_Data in this exercise_.
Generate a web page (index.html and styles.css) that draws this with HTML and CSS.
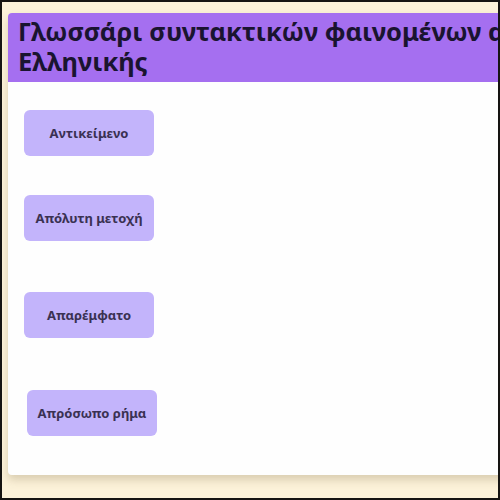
FILE: index.html
```html
<!DOCTYPE html>
<html lang="el">
<head>
<meta charset="utf-8">
<title>Γλωσσάρι</title>
<link rel="stylesheet" href="styles.css">
</head>
<body>
<div class="frame">
  <div class="card">
    <header class="header">
      <h1 class="title">Γλωσσάρι συντακτικών φαινομένων αρχαίας Ελληνικής</h1>
    </header>
    <div class="list">
      <button class="term">Αντικείμενο</button>
      <button class="term">Απόλυτη μετοχή</button>
      <button class="term">Απαρέμφατο</button>
      <button class="term">Απρόσωπο ρήμα</button>
    </div>
  </div>
</div>
</body>
</html>
```
FILE: styles.css
```css
html, body {
  margin: 0;
  padding: 0;
}
body {
  width: 500px;
  height: 500px;
  font-family: "Noto Sans", "DejaVu Sans", sans-serif;
}
.frame {
  width: 500px;
  height: 500px;
  box-sizing: border-box;
  border: 2px solid #161412;
  background: #fcf2d9;
  overflow: hidden;
  padding: 11px 0 0 6px;
}
.card {
  width: 670px;
  height: 462px;
  background: #fefefe;
  border-radius: 4px;
  box-shadow: 0 5px 8px rgba(120, 100, 60, 0.25);
  overflow: hidden;
}
.header {
  background: #a56ff0;
  padding: 3px 10px 6px;
}
.title {
  margin: 0;
  font-size: 25.5px;
  line-height: 30px;
  font-weight: 700;
  color: #1a1430;
}
.list {
  display: flex;
  flex-direction: column;
  align-items: flex-start;
  padding: 28px 0 0 16px;
}
.term {
  width: 130px;
  height: 46px;
  border: none;
  border-radius: 6px;
  background: #c3b4fb;
  color: #3a3152;
  font-family: "Noto Sans", "DejaVu Sans", sans-serif;
  font-size: 13px;
  font-weight: 700;
  padding: 0;
}
.term:nth-child(2) { margin-top: 39px; }
.term:nth-child(3) { margin-top: 51px; }
.term:nth-child(4) { margin-top: 52px; margin-left: 3px; }
```
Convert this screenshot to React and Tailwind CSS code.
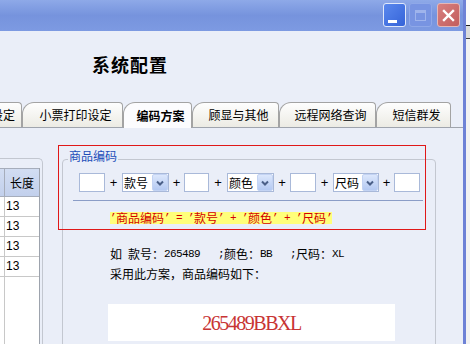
import React from 'react';

const tabs = [
    { label: '基本设定', w: 'w-[80px] -ml-[58px]', pad: 'justify-end pr-[6px]' },
    { label: '小票打印设定', w: 'w-[101px]', pad: 'justify-center pl-[6px]' },
    { label: '编码方案', w: 'w-[69px]', pad: 'justify-center pl-[6px]', active: true },
    { label: '顾显与其他', w: 'w-[87px]', pad: 'justify-center pl-[6px]' },
    { label: '远程网络查询', w: 'w-[97px]', pad: 'justify-center pl-[6px]' },
    { label: '短信群发', w: 'w-[75px]', pad: 'justify-center pl-[6px]' },
];

// ASCII runs are drawn half-width (6px), like the old bitmap font
const Mix = ({ text }) =>
    text.split(/([\u0000-\u00ff\u2019]+)/).filter(Boolean).map((s, i) =>
        /^[\u0000-\u00ff\u2019]+$/.test(s) ? (
            <span key={i} className="whitespace-pre font-['Liberation_Mono'] text-[11px] tracking-[-0.6px]">{s}</span>
        ) : (
            <span key={i}>{s}</span>
        )
    );

const Box = ({ w }) => (
    <div className={`${w} h-[19px] bg-white border border-[#a9b9d9]`} />
);

const Plus = ({ w }) => (
    <div className={`${w} text-center text-[13px] leading-[19px] font-['Liberation_Sans'] text-black`}>+</div>
);

const Select = ({ label, w }) => (
    <div className={`${w} h-[19px] bg-white border border-[#a9b9d9] flex items-center`}>
        <span className="flex-1 pl-[1px] text-[12px] leading-[17px] text-black">{label}</span>
        <div className="w-[16px] h-[17px] rounded-[2px] bg-gradient-to-b from-[#dce7fc] to-[#b4c9f2] border border-[#c3d3f3] flex items-center justify-center">
            <svg width="10" height="10" viewBox="0 0 10 10">
                <polyline points="2,3.5 5,6.5 8,3.5" fill="none" stroke="#4a5f88" strokeWidth="2" />
            </svg>
        </div>
    </div>
);

export default function App() {
    return (
        <div className="w-[470px] h-[344px] overflow-hidden relative flex bg-[#eaeef8] font-['Noto_Sans_CJK_SC',sans-serif]">
            <div className="w-[463px] flex flex-col">
                {/* title bar */}
                <div className="h-[31px] shrink-0 bg-gradient-to-b from-[#8ea9e8] via-[#7693dd] to-[#7d9ae2] flex justify-end items-start pt-[3px] pr-[3px]">
                    <div className="w-[23px] h-[24px] rounded-[3px] border border-[#dfe8fb] bg-gradient-to-br from-[#5a88ee] to-[#3563d8] relative">
                        <div className="absolute left-[4px] bottom-[3px] w-[9px] h-[3px] bg-white" />
                    </div>
                    <div className="w-[23px] h-[24px] ml-[3px] rounded-[3px] border border-[#8fa8e8] bg-[#7894e2] flex items-center justify-center">
                        <div className="w-[11px] h-[11px] border border-[#9fb4ec] border-t-[3px]" />
                    </div>
                    <div className="w-[23px] h-[24px] ml-[5px] rounded-[3px] border border-[#e3b8b8] bg-gradient-to-br from-[#d88080] to-[#c25d5d] flex items-center justify-center">
                        <svg width="13" height="13" viewBox="0 0 13 13">
                            <path d="M2 2 L11 11 M11 2 L2 11" stroke="white" strokeWidth="2.4" strokeLinecap="square" />
                        </svg>
                    </div>
                </div>

                {/* header */}
                <div className="h-[71px] shrink-0 pl-[92px] pt-[22px]">
                    <span className="text-[18px] leading-[18px] font-bold text-black tracking-[1px]">系统配置</span>
                </div>

                {/* tabs */}
                <div className="h-[26px] shrink-0 flex items-end border-b border-[#9fa4ad]">
                    {tabs.map((t) => (
                        <div
                            key={t.label}
                            className={`${t.w} ${t.pad} flex items-center text-[12px] text-black rounded-tl-[12px] rounded-tr-[4px] border border-b-0 border-[#a3a3a3] ${
                                t.active
                                    ? 'h-[26px] -mb-px bg-[#fcfcfe] font-bold'
                                    : 'h-[25px] bg-gradient-to-b from-[#fefefe] to-[#ecebe4]'
                            }`}
                        >
                            {t.label}
                        </div>
                    ))}
                </div>

                {/* content */}
                <div className="flex-1 flex">
                    <div className="w-[43px] mt-[30px] border-t border-r border-[#c3c7d0] rounded-tr-[5px] flex flex-col">
                        <div className="mt-[9px] w-[40px] flex-1 border-r border-[#9da3ad] bg-white flex flex-col text-[12px]">
                            <div className="h-[29px] flex border-y border-[#a6adbb] bg-gradient-to-b from-[#d2ddf2] to-[#c2d0ec]">
                                <div className="w-[5px] border-r border-[#a6adbb]" />
                                <div className="flex-1 flex items-center justify-center text-black">长度</div>
                            </div>
                            {[0, 1, 2, 3].map((i) => (
                                <div key={i} className="h-[20px] flex border-b border-[#c8c8c8]">
                                    <div className="w-[5px] border-r border-[#c8c8c8]" />
                                    <div className="flex-1 pl-[1px] leading-[19px] font-['Liberation_Sans'] text-black">13</div>
                                </div>
                            ))}
                            <div className="flex-1 flex">
                                <div className="w-[5px] border-r border-[#c8c8c8]" />
                            </div>
                        </div>
                    </div>

                    <div className="ml-[19px] mt-[31px] w-[374px] h-[220px] relative border border-[#c3c7d0] rounded-[4px] pl-[16px] pt-[13px] flex flex-col items-start">
                        <div className="absolute left-[5px] -top-[10px] px-[1px] bg-[#eaeef8] text-[12px] leading-[12px] text-[#1d4db8]">商品编码</div>
                        <div className="flex items-center">
                            <Box w="w-[26px]" />
                            <Plus w="w-[17px]" />
                            <Select label="款号" w="w-[47px]" />
                            <Plus w="w-[15px]" />
                            <Box w="w-[25px]" />
                            <Plus w="w-[18px]" />
                            <Select label="颜色" w="w-[47px]" />
                            <Plus w="w-[16px]" />
                            <Box w="w-[26px]" />
                            <Plus w="w-[17px]" />
                            <Select label="尺码" w="w-[46px]" />
                            <Plus w="w-[15px]" />
                            <Box w="w-[26px]" />
                        </div>
                        <div className="mt-[8px] -ml-[6px] w-[350px] h-px bg-[#8b9dc7]" />
                        <div className="mt-[11px] ml-[31px] h-[12px] flex items-center bg-[#ffff7a] text-[#d40000] text-[12px] leading-[12px]">
                            <Mix text="’商品编码’ = ’款号’ + ’颜色’ + ’尺码’" />
                        </div>
                        <div className="mt-[24px] ml-[31px] h-[12px] flex items-center text-[12px] leading-[12px] text-black">
                            <Mix text="如 款号：265489   ;颜色：BB   ;尺码：XL" />
                        </div>
                        <div className="mt-[8px] ml-[31px] h-[12px] flex items-center text-[12px] leading-[12px] text-black">采用此方案，商品编码如下：</div>
                        <div className="mt-[24px] ml-[29px] w-[287px] h-[37px] bg-white flex items-center justify-center">
                            <span className="font-['Liberation_Serif',serif] text-[20px] leading-[20px] tracking-[-1.5px] text-[#c83434]">265489BBXL</span>
                        </div>
                    </div>
                </div>
            </div>

            {/* window frame edge */}
            <div className="w-[3px] bg-[#6e82d6]" />
            <div className="w-[4px] flex flex-col bg-[#f2f2f2]">
                <div className="h-[25px] bg-[#fafafa]" />
                <div className="h-px bg-[#202020]" />
                <div className="h-[12px] bg-[#dcdcdc]" />
                <div className="h-px bg-[#404040]" />
            </div>

            {/* red annotation frame */}
            <div className="absolute left-[58px] top-[145px] w-[368px] h-[85px] shadow-[inset_0_0_0_1px_#e01818] pointer-events-none" />
        </div>
    );
}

_What you will do_.
All lines above starting at the one with "Convert this screenshot" and ending at the one with "import React from 'react';", inclusive, are to be printed again exactly, with the pictures left out.

_Expected answer_.
Convert this screenshot to React and Tailwind CSS code.
import React from 'react';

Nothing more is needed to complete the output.